Sumitra Selvaraj has been wearing sarees to work since she was in her twenties. And it frustrates her that weearing a saree regularly is considered somewhat odd. She believes it’s not the saree, rather the society’s perception of it that needs to be examined. And she’s been championing the cause and being part of the discussion, one saree at a time.
In this column, she shares with us her three picks for sari-wearing beginners.
Three Sarees to Start With If You’ve Never Worn One
1. Raw Silk
If you’re planning on purchasing a saree for the first time, I’ll assume that it’s to wear to an event or a special occasion. Have you considered a Raw Silk saree?
The name of the saree comes from the fact that the gummy coating on the silk filament is not removed prior to spinning, resulting in a silk yarn that is knobbly and uneven textured. This is then woven in a saree with a characteristically coarse feel, (compared to most silk sarees, which are spun from yarn made of ‘cleaned’ silk filaments) but the advantage of this is that the saree is easy to pleat and falls beautifully with little effort.

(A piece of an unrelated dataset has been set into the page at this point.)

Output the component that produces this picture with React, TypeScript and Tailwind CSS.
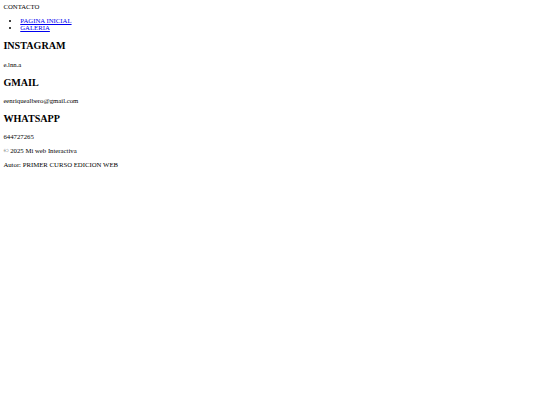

Also, the uneven texture of the saree means that light reflects off of it differently, giving Raw Silk sarees a depth of colour like no other.
In Chettinad Cotton And Raw Silk (Second From Right) Sarees
2. Chettinad Cotton
When I started working, Chettinad Cotton sarees were my choice of office wear because the price point of these sarees was extremely wallet-friendly!
Traditionally, Chettinad Cotton sarees are starched before draping, and this is what lends to its reputation of a ‘difficult’ saree. The secret of perfecting a Chettinad Cotton drape, lies in its starched countenance. Most Chettinad Cotton sarees come with a running blouse piece, which means that you need to remove a metre of fabric from the inside edge of the saree, to sew the blouse. My suggestion to you is to leave the running blouse material as is, and work with a saree that is almost 7 yards long. Make deep pleats to tuck into the waist; the deeper the pleat, the more likely it is to stay in place.
In Raw Silk And Khesh (Centre) Sarees
If you’re looking for something that doesn’t require any special treatment, my suggestion would be a Khesh; these are soft cotton sarees that utilise recycled sarees as part of the weave. Old cotton sarees are ripped by hand into rags and are woven alongside new yarn, to form a saree that is the epitome of sustainable fashion.
Khesh sarees are very plain… They are usually in a single colour and with a minimal number of narrow lines on the body and pallu. Besides the one of a kind appeal of a Khesh, the material itself feels like a well-worn t-shirt. The fabric is relatively thick (compared to a Chettinad Cotton) but instead of adding heft, the pleasing thickness of the Khesh means that the saree drapes beautifully, and doesn’t crease easily.
These three weaves are a great way to start you off on a saree discovering journey.